Post # 1
I’m needing some advice from a bride’s point of view. My boyfriend and I are planning to get engaged soon. My boyfriend’s sister will be getting married mid-June and has been very vocal about how she doesn’t want us to get engaged until after her wedding. My b-friend is blowing this off and plans to proceed in his own time. I’ve told him to at least not propose the month of or month before. Is that enough time? I don’t really want to have to wait another 4-5 months for it to happen, but I don’t want to cause problems with the in-laws before they’re actually in-laws.
Post # 3
Well, in my experience, soon-to-be brides can be very sensitive about this sort of thing because of someone else stealing their thunder. Or I’ve even seen posts about brides being worried of other brides somehow competing with their wedding and constantly taking notes of what not to do. So I guess my question for you is- What exactly is driving your bf’s sister to react this way?
As far as your timing buffer +/- 1 month… I think its fine (for me) but she sounds very sensitive. Perhaps, tack on another if you’re really concerned. But I don’t think you should have to put your lives on hold.
Best of luck 🙂
Post # 4
I hope your looking for some honesty here becaue if it were me, I would react like your boyfriend! You should never allow someone to dictate when some of your greatest life moments are created. If this is her personality, can you imagine what other things she might have you wait on in the future… what about having children or buying a house?? He should be able to propose when he feels the time is right, not with any restrictions on it. I wouldn’t worry about it until the engagement happends, you might be worrying over nothing. He may wait later than you think, or she may not be as mad as you think…
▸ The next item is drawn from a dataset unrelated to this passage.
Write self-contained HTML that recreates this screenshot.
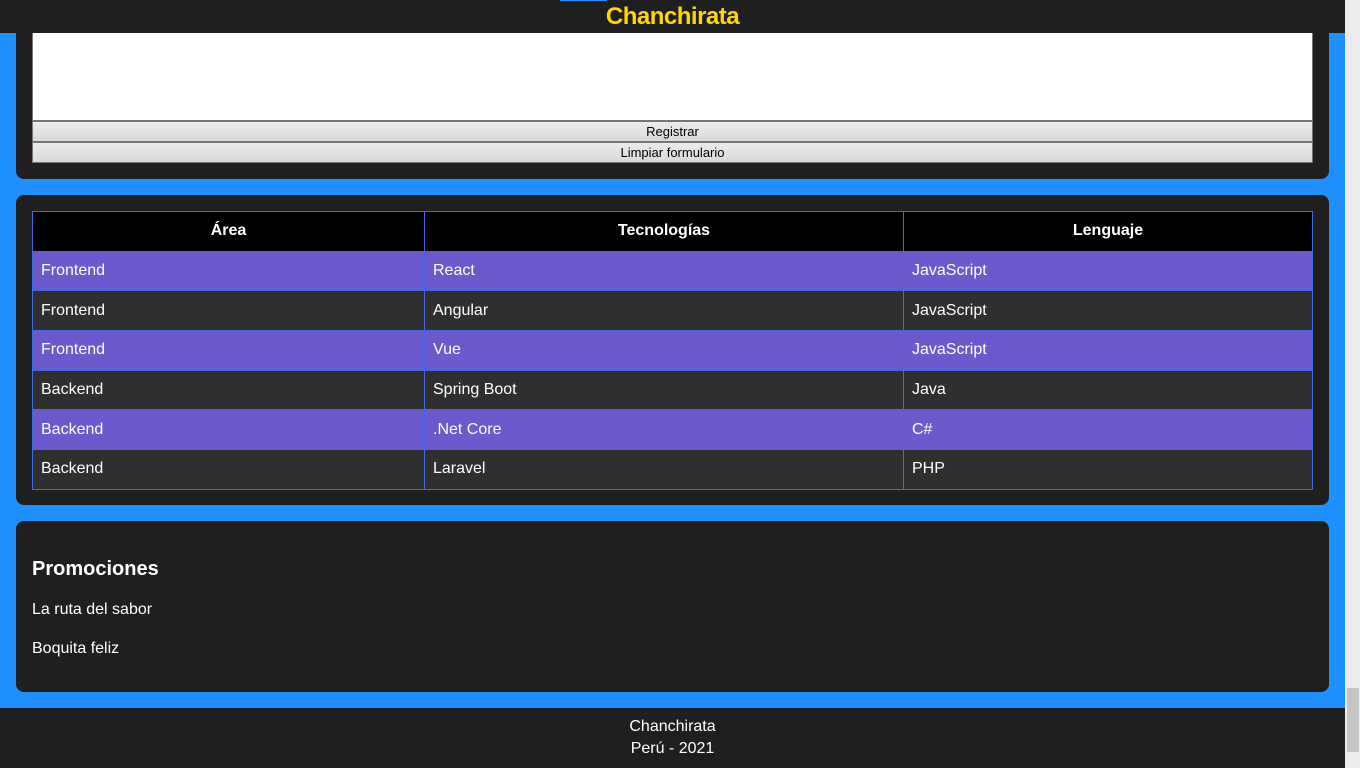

I hope everything turnd out better than your anticipating! Good Luck 🙂
Post # 5
I’m with Miss Chocolate Chip…I don’t think it’s reasonable for a bride to dictate other people’s major life events. And I really don’t think any moratorium on proposal dates (except maybe at the wedding itself) is necessary so 1 month is *definitely* way more than enough. My sister is due with her second baby 6 days after my wedding. Now, she wasn’t pregnant when I set the date, and she did ask me if I would reconsider it if she got pregnant in the following month. I thought this was waaaaay out of line, and I think she realized it too. My point, it’s really not okay for a sister or a Future Sister-In-Law to tell you when to get engaged. And the whole "stealing thunder" think is totally overblown. If you get engaged within weeks of her wedding, it will only add to all the wonderful things your future in-laws have to celebrate! I really don’t think any one else in your BF’s family would think it inappropriate, and I suspect your Future Sister-In-Law will be too caught up in the excitement of her marriage to notice. I’m sorry if this sounds too blunt, but as exciting as a new engagement is, it really can’t quite compete with the actually being married…so I don’t think it will matter at all. And the upside is that if you get engaged before you can be in teh family photos too which will make a wonderful memory for your Future In-Laws.
Post # 6
I’m not a fan of couples announcing an engagement during a wedding event, including stags or stagettes, rehearsal dinners or next-day brunches/BBQs. I do think any other day is fair game.
If she knows your engagement is so inevitable that she has to make pointed comments about when she doesn’t want it to happen, then really she needs to get over herself and realize that she’s not in the only serious relationship in the family.
Post # 7
I agree with lotus. If you avoid making an announcement at the wedding, or rehearsal dinner etc., you’re fine. She has no right to dictate when he proposes. The good news is that since, HE is the one doing the proposing, all of the tension should rest on him not you. (while I’m sure you don’t want any tension between the two of them either, it is much better for him to bear that tension in his own family, than you. And if she somehow puts the blame on you, who needs her?)
But I think you are sweet for trying to ameliorate the situation. I hope the Future Sister-In-Law knows how sweet you are.